The substitution method is another key tool for finding integrals, especially when dealing with composite functions. This method simplifies an integral by changing variables, transforming a difficult integral into a simpler one.When using substitution in vector calculus, we solve each component of the vector function separately. For instance, to integrate \(2^{t}\), we set \(u = 2^t\). This implies \( \frac{du}{dt} = \ln(2) 2^t\), hence \(dt = \frac{du}{\ln(2) \cdot u}\). Substituting these into the integral creates a simpler integral: \[\int \frac{u}{\ln(2) \cdot u} \, du = \frac{1}{\ln(2)} \int \, du\]. Integration then becomes straightforward, resulting in \(\frac{2^{t}}{\ln(2)} + C\).
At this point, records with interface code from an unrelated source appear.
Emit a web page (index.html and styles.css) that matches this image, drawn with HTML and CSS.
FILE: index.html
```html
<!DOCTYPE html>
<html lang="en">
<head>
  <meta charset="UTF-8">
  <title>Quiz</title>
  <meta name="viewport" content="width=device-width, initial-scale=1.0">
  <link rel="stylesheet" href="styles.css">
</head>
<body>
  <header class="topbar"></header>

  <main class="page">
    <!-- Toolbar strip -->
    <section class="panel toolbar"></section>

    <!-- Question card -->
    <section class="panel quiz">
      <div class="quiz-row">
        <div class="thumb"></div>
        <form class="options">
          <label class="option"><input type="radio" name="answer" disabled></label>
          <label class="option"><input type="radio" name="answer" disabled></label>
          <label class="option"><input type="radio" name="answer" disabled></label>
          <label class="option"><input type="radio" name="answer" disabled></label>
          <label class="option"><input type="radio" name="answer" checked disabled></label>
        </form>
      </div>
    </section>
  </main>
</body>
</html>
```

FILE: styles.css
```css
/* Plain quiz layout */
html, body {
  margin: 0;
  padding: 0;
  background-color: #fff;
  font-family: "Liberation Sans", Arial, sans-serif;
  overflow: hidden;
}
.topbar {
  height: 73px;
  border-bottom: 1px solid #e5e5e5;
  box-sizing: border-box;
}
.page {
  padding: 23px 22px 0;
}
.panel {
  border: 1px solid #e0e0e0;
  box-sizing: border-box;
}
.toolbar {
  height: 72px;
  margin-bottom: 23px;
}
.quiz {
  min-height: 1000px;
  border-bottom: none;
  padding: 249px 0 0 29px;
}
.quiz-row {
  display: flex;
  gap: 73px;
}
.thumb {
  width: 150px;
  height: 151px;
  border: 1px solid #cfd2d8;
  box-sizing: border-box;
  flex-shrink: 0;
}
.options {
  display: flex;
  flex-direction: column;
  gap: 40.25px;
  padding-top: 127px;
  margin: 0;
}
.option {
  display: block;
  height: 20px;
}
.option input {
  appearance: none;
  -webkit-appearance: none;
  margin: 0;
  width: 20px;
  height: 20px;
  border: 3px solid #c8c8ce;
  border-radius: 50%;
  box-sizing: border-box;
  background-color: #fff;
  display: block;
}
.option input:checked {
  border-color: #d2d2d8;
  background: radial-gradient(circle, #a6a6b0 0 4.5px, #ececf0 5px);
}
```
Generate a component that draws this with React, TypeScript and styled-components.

Overall, substitution is beneficial for breaking down integrals that are initially challenging to integrate directly.

Antiderivative

An antiderivative, also known as an indefinite integral, represents a function whose derivative is the original function. For example, if \(F(t)\) is the antiderivative of \(f(t)\), then \(\frac{d}{dt}[F(t)] = f(t)\). This relationship helps us understand the accumulation of quantities or the area under curves.In the case of vector functions, we compute the antiderivative for each component of the vector. With our function \(\mathbf{r}(t)\), we calculate antiderivatives separately for the \(\mathbf{i}, \mathbf{j},\) and \(\mathbf{k}\) components. Each step involves common integration techniques, from simple power rules to more complex methods like substitution and integration by parts.The sake of completeness and precision, it is important to always include an integration constant \(C\) (or \(C_1, C_2, C_3\) for each component) in the final expression. These constants represent the family of functions that make up the antiderivative. The final result is presented as a vector function that includes these individually integrated components.